We also extracted metadata like width, height and file sizes from both original and micro datasets. Interestingly, their combination worked much better than just original dataset one. Generally, metadata was very useful here especially for blank/not blank predictions as empty videos usually weigh considerably less. Just a simple thresholding allows you to separate almost 25% of blank videos (the biggest class btw): 

2. Stratified train/validation splitting:

Class distribution was very unbalanced. There was a “lion” class that contained just 2 samples from ~200k total videos! Moreover, it was multi-label classification so it requires a bit more specific splitting. Hopefully, I have some code from Planet: Understanding the Amazon from Space competition. With such splitting our val score was always a bit worse than LB score.

def multilabel_stratified_kfold_sampling(Y, n_splits=10, random_state):
    train_folds = [[] for _ in range(n_splits)]
    valid_folds = [[] for _ in range(n_splits)]

n_classes = Y.shape[1]    
    inx = np.arange(Y.shape[0])    
    valid_size = 1.0 / n_splits    
    for cl in range(0, n_classes):        
        sss = StratifiedKFold(n_splits=n_splits, shuffle=True, random_state=random_state+cl)                
        for fold, (train_index, test_index) in enumerate(sss.split(inx, Y[:,cl])):           
        b_train_inx, b_valid_inx = inx[train_index], inx[test_index]                        
        # to ensure there is no repetetion within each split and between the splits            
        train_folds[fold] = train_folds[fold] + list(set(list(b_train_inx)) - set(train_folds[fold]) - set(valid_folds[fold]))            
        valid_folds[fold] = valid_folds[fold] + list(set(list(b_valid_inx)) - set(train_folds[fold]) - set(valid_folds[fold]))    
return np.array(train_folds), np.array(valid_folds)

3. Things that we tried:

After extracting features we had matrices for each of the videos with shape like (45, 3000) where 45 is a number of frames and 3000 is a number of features for certain frame.

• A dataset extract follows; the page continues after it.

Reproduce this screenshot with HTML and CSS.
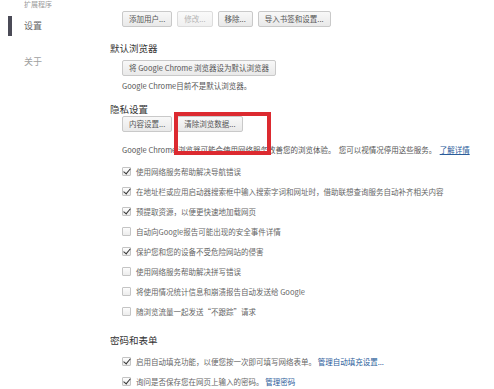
FILE: index.html
```html
<!DOCTYPE html>
<html lang="zh-CN">
<head>
    <meta charset="UTF-8">
    <title>设置</title>
    <link rel="stylesheet" href="styles.css">
</head>
<body>
    <div class="page">
        <div class="nav">
            <div class="nav-item nav-cut">扩展程序</div>
            <div class="nav-item active">设置</div>
            <div class="nav-item">关于</div>
        </div>

        <div class="main">
            <div class="btn-row">
                <span class="btn">添加用户...</span>
                <span class="btn disabled">修改...</span>
                <span class="btn">移除...</span>
                <span class="btn">导入书签和设置...</span>
            </div>

            <h3 class="section-title">默认浏览器</h3>
            <div class="section-body">
                <span class="btn">将 Google Chrome 浏览器设为默认浏览器</span>
                <p class="note">Google Chrome目前不是默认浏览器。</p>
            </div>

            <h3 class="section-title privacy-title">隐私设置</h3>
            <div class="section-body privacy-body">
                <div class="btn-row">
                    <span class="btn">内容设置...</span>
                    <span class="btn highlight">清除浏览数据...</span>
                </div>
                <p class="note privacy-note">Google Chrome 浏览器可能会使用网络服务改善您的浏览体验。 &nbsp;您可以视情况停用这些服务。 &nbsp;<a href="#" class="link">了解详情</a></p>

                <div class="option"><span class="check on"></span>使用网络服务帮助解决导航错误</div>
                <div class="option"><span class="check on"></span>在地址栏或应用启动器搜索框中输入搜索字词和网址时，借助联想查询服务自动补齐相关内容</div>
                <div class="option"><span class="check on"></span>预提取资源，以便更快速地加载网页</div>
                <div class="option"><span class="check"></span>自动向Google报告可能出现的安全事件详情</div>
                <div class="option"><span class="check on"></span>保护您和您的设备不受危险网站的侵害</div>
                <div class="option"><span class="check"></span>使用网络服务帮助解决拼写错误</div>
                <div class="option"><span class="check"></span>将使用情况统计信息和崩溃报告自动发送给 Google</div>
                <div class="option"><span class="check"></span>随浏览流量一起发送“不跟踪”请求</div>
            </div>

            <h3 class="section-title forms-title">密码和表单</h3>
            <div class="section-body forms-body">
                <div class="option"><span class="check on"></span>启用自动填充功能，以便您按一次即可填写网络表单。 <a href="#" class="link plain">管理自动填充设置...</a></div>
                <div class="option"><span class="check on"></span>询问是否保存您在网页上输入的密码。 <a href="#" class="link plain">管理密码</a></div>
            </div>
        </div>
    </div>
</body>
</html>
```

FILE: styles.css
```css
* {
    margin: 0;
    padding: 0;
    box-sizing: border-box;
}

body {
    font-family: "Noto Sans CJK SC", "Noto Sans", sans-serif;
    background: #ffffff;
    color: #444;
    font-size: 7.5px;
    overflow: hidden;
}

.page {
    display: flex;
    height: 389px;
}

/* left navigation */
.nav {
    width: 110px;
    flex-shrink: 0;
}

.nav-item {
    position: relative;
    padding-left: 24px;
    font-size: 9px;
    line-height: 20px;
    height: 20px;
    color: #a0a0a0;
    margin-bottom: 16px;
}

.nav-cut {
    font-size: 7px;
    line-height: 9px;
    height: 9px;
    margin-bottom: 7px;
    color: #9a9a9a;
}

.nav-item.active {
    color: #666;
}

.nav-item.active::before {
    content: "";
    position: absolute;
    left: 8px;
    top: 0;
    width: 4px;
    height: 20px;
    background: #4b4b57;
}

/* main column */
.main {
    flex: 1;
    padding-top: 11px;
}

.btn-row {
    display: flex;
    gap: 5px;
}

.main > .btn-row {
    margin-left: 12px;
}

.btn {
    display: inline-block;
    height: 16px;
    line-height: 14px;
    padding: 0 6px;
    border: 1px solid #c9c9c9;
    border-radius: 2px;
    background: linear-gradient(#f8f8f8, #e9e9e9);
    color: #555;
    font-size: 7.5px;
    white-space: nowrap;
}

.btn.disabled {
    color: #b4b4b4;
    border-color: #dcdcdc;
    background: linear-gradient(#fafafa, #f0f0f0);
}

.btn.highlight {
    position: relative;
}

.btn.highlight::after {
    content: "";
    position: absolute;
    left: -4px;
    top: -5px;
    width: 89px;
    height: 35px;
    border: 4px solid #dc2a30;
}

.section-title {
    font-size: 9.5px;
    font-weight: normal;
    color: #333;
    line-height: 14px;
    margin-top: 14px;
}

.privacy-title {
    margin-top: 11px;
    line-height: 12px;
}

.forms-title {
    margin-top: 12px;
}

.section-body {
    padding-left: 12px;
    margin-top: 5px;
}

.privacy-body {
    margin-top: 1px;
}

.forms-body {
    margin-top: 4px;
}

.note {
    line-height: 12px;
    margin-top: 4px;
    color: #555;
    white-space: nowrap;
}

.privacy-note {
    margin-top: 12px;
    margin-bottom: 5px;
}

.link {
    color: #2a5c9a;
    text-decoration: underline;
}

.link.plain {
    text-decoration: none;
}

.option {
    display: flex;
    align-items: center;
    height: 20px;
    color: #666;
    white-space: pre;
}

.check {
    position: relative;
    width: 9px;
    height: 9px;
    margin-right: 5px;
    border: 1px solid #c4c4c4;
    border-radius: 1px;
    background: linear-gradient(#fdfdfd, #ececec);
    flex-shrink: 0;
}

.check.on::after {
    content: "";
    position: absolute;
    left: 2px;
    top: -1px;
    width: 3px;
    height: 6px;
    border-right: 1.6px solid #333;
    border-bottom: 1.6px solid #333;
    transform: rotate(40deg);
}
```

Things that we tried and they were added to the final solution:

  • We started from different kind of RNNs, but they didn’t really provide better score and they required much more time to train (even Keras fast CuDNN implementations). But we used few trained RNN models in the final stacking though.
  • Usage of RNNs encouraged me to try Attention and it gave us a great improvements. Firstly, we had used this implementation top on 2xCuDNNGRU and plain features. Once I recognised that removing RNNs didn’t really worsen our results, I invested more time in different Keras attention implementation and found this one. Attention worked for us as kind of learnable pooling that allowed to go from video matrices of (45, 3000) size to video vector of size 3000.
  • Max-Min pooling gave us reasonable boost in score and it worked much better than default Max/Avg poolings. The idea behind it was to get better representation how features are changing across timeline.
  • Concatenating features extracted from different models worked very well but required more time and resources to train. 
  • Training separate model for blank/not blank classes. It gave us a slightly better score for this certain class but it was reasonable to use because blank class was the biggest one.
  • Pseudo-labelling always gave a slight boost for our models. Usually, training process started to overfit after ~10-12 epochs. Looks like pseudo-labelling introduced some diversity to the training process and improved our validation score.
  • Stacking trained models together.

Things that we tried but they didn’t work well for this task:

  • Focal Loss: generally, it works pretty well and adds some diversity to the models, but it isn't really helpful with provided metric. But I’d definitely try it for other projects.
  • Handle imbalanced classes: doesn't really helpf with provided metric.
  • 1D/3D Convolutions
  • Optical Flow

4. Final solution description:

We trained 9 models, each on 5 stratified folds, using extracted features:

  • 3 CuDNNGRU models with AttentionWeightedAverage and Max-Min polling layers based on resnet152, inception-resnet and inception4.
  • 4 models with Attention and Max-Min pooling layers based on resnet152, inception-resnet, inception4 and nasnet.
  • 1 concat model with Attention and Max-Min pooling layers (similar to previous one) but with concatenation of resnet152, inception-resnet, inception4 extracted features.
  • 1 concat blank model (similar to previous one) but for blank/not blank predictions only.

We found that 15 training epochs + 5 pseudo-labelling training epochs should be enough to get pretty decent score. Batch size was 64 (44/20) for single-features models and 48 (32/16) for nasnet and concat models. Generally, a bigger batch size was better. The choice was mostly depended on disk I/O and training speed. Predictions from the models were stacked together via 2 FC layers NN meta-model using 10 stratified folds to get the final score.